**The request**. Sift the material for lines containing "this", and return them.

**Data section**.
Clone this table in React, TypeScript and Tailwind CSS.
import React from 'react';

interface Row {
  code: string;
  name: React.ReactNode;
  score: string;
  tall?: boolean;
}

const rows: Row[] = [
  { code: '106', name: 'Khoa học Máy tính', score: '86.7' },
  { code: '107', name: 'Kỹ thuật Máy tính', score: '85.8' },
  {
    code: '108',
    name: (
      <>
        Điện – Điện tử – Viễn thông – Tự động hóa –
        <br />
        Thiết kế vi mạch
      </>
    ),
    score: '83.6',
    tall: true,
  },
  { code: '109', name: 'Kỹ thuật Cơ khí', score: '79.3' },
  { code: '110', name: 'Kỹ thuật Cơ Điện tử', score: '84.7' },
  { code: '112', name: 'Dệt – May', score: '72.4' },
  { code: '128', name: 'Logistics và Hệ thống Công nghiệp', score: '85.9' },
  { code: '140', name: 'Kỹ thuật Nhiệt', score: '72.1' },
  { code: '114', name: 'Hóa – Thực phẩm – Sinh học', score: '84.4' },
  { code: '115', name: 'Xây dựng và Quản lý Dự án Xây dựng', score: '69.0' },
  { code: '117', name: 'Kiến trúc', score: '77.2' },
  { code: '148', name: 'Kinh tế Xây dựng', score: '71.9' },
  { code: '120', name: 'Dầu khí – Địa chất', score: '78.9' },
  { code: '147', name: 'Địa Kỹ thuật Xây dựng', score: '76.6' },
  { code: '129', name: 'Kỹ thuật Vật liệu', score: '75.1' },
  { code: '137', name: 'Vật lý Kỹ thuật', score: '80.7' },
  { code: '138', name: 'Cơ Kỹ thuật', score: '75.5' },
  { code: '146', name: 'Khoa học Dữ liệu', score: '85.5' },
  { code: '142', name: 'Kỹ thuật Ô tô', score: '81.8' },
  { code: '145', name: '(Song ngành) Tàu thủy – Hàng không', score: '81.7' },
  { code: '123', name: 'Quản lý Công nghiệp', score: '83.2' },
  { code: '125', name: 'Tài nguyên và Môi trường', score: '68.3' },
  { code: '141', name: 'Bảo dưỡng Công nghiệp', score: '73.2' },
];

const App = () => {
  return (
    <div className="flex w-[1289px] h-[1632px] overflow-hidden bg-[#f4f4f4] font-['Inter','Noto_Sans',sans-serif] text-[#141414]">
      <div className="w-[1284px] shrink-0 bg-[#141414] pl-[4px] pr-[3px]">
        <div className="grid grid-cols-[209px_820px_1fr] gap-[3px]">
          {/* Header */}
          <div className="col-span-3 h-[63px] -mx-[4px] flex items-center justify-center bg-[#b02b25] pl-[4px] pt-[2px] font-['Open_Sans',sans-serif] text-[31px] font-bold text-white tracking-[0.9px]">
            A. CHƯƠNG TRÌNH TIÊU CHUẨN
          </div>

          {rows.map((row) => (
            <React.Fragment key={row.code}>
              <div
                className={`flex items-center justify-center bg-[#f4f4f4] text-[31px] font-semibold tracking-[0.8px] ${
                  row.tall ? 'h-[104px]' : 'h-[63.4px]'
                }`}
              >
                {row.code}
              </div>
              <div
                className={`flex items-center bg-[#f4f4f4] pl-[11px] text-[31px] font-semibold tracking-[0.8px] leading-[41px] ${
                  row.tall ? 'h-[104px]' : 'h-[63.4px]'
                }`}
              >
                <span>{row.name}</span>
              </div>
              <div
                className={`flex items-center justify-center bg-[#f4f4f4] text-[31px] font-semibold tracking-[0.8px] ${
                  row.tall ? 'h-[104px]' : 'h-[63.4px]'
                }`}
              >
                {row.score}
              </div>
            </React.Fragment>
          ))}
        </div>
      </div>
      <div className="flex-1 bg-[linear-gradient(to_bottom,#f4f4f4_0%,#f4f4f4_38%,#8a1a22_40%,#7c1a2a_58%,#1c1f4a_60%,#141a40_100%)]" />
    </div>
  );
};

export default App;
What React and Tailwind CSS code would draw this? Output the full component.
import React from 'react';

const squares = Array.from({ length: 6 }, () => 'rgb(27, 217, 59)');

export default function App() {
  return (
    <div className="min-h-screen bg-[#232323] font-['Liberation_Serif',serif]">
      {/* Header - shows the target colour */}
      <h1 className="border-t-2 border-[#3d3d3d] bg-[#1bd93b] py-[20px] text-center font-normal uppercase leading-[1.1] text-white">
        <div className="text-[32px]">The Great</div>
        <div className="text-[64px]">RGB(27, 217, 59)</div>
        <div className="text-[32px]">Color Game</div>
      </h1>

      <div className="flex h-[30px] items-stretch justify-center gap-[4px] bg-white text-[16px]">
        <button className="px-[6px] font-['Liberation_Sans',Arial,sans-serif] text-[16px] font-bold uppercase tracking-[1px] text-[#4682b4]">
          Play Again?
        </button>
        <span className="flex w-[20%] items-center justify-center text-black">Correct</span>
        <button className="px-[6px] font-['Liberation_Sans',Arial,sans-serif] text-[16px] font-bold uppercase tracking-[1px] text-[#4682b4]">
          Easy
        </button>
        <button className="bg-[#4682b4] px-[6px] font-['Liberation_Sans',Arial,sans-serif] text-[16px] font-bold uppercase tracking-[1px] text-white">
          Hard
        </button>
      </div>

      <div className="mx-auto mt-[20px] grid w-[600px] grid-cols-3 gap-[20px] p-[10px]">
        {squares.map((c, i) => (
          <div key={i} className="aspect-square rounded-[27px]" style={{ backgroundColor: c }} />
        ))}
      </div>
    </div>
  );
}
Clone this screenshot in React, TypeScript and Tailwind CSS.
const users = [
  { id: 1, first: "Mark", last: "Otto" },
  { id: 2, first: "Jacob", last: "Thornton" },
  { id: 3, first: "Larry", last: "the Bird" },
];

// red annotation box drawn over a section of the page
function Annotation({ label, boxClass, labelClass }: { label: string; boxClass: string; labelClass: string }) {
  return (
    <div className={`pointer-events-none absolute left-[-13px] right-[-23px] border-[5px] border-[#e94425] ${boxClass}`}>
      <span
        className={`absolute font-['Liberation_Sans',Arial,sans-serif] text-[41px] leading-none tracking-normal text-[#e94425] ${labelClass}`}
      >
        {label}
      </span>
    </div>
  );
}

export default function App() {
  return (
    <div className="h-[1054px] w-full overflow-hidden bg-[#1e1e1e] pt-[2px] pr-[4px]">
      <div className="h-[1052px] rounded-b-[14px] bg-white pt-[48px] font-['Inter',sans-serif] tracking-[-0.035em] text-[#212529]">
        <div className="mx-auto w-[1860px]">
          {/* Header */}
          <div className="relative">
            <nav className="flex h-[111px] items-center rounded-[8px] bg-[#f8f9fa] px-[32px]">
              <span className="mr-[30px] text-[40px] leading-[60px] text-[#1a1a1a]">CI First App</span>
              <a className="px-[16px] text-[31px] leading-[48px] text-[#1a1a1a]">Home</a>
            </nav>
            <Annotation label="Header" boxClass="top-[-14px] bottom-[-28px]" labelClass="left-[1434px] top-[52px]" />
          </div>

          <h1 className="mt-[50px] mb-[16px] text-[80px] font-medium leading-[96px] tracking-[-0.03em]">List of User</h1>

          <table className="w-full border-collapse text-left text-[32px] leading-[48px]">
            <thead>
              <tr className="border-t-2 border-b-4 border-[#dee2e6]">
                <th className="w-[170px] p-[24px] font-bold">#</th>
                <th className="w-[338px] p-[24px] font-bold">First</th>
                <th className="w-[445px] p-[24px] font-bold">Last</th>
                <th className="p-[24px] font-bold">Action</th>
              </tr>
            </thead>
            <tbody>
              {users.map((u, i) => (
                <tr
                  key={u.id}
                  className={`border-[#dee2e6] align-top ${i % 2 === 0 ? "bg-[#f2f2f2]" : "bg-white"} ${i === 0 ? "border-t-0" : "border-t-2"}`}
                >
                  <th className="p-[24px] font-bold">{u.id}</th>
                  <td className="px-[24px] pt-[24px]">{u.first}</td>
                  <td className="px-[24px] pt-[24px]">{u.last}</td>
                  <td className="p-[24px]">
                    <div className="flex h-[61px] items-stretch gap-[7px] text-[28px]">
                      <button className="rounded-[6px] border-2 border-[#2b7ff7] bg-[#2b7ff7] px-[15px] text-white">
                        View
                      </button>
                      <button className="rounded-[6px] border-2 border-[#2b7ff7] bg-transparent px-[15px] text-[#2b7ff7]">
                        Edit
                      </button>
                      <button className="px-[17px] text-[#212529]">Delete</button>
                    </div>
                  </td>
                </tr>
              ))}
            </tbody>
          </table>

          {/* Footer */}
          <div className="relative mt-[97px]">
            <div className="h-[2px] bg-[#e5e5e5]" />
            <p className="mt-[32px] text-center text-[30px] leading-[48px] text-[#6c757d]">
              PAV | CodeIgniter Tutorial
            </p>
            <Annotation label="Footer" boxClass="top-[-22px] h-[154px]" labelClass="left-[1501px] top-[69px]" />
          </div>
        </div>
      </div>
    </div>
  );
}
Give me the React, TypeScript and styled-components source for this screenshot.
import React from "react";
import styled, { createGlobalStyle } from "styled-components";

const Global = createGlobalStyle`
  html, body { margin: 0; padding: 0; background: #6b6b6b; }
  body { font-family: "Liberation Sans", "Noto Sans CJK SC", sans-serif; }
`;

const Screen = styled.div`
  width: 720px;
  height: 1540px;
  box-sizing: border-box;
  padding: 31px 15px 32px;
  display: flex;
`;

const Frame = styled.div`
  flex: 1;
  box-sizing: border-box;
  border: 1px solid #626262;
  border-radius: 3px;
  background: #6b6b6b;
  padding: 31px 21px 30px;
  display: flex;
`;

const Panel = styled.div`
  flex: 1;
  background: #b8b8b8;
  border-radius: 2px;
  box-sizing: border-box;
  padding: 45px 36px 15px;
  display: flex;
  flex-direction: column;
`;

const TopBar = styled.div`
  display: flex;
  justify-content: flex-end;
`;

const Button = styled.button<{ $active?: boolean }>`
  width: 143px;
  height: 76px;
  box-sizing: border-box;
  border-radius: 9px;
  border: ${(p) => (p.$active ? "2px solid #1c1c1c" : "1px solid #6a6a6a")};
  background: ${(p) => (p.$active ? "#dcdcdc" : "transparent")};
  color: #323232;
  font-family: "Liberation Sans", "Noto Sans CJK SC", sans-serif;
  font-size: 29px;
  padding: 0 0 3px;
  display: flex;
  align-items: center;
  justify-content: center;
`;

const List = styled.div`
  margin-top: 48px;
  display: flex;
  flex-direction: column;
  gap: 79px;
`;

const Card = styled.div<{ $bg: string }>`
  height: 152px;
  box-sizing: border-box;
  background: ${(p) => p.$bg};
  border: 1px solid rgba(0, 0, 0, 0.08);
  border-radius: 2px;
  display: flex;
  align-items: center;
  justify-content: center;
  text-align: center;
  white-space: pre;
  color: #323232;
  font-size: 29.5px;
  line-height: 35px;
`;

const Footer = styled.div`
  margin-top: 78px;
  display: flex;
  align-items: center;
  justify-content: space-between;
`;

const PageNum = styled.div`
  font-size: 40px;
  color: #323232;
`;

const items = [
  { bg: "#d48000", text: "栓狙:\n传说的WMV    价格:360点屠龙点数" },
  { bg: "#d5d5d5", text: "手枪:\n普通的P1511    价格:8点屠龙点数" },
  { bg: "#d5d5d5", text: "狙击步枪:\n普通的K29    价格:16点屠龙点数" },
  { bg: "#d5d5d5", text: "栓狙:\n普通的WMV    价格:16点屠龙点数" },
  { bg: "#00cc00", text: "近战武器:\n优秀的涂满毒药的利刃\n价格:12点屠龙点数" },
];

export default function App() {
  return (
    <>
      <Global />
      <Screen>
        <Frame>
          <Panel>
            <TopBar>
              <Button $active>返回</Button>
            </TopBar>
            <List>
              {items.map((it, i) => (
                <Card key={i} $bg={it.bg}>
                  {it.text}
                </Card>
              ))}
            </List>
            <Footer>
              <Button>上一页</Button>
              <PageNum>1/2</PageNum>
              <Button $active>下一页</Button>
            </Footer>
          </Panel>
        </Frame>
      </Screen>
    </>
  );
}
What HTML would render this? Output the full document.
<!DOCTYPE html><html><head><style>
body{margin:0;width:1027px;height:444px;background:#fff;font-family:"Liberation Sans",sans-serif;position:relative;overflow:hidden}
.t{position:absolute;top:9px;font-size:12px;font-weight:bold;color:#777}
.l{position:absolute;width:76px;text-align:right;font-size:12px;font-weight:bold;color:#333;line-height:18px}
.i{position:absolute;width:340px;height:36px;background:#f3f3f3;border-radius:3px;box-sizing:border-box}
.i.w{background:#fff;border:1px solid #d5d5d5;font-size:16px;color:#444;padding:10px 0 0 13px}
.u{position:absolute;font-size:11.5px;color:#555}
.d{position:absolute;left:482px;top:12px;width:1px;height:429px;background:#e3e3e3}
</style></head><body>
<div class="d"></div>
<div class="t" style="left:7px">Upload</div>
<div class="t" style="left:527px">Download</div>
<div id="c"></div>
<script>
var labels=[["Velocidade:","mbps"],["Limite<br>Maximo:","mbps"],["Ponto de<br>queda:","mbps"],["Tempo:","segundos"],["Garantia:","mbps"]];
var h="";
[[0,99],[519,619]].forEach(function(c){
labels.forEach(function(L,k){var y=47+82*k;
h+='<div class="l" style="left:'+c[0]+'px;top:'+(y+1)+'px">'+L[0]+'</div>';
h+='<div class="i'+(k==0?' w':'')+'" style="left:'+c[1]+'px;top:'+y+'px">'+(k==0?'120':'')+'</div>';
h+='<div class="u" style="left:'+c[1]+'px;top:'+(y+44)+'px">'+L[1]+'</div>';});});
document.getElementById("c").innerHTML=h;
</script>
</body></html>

**Answer for the task**.
Clone this table in React, TypeScript and Tailwind CSS.
What React and Tailwind CSS code would draw this? Output the full component.
Clone this screenshot in React, TypeScript and Tailwind CSS.
Give me the React, TypeScript and styled-components source for this screenshot.
What HTML would render this? Output the full document.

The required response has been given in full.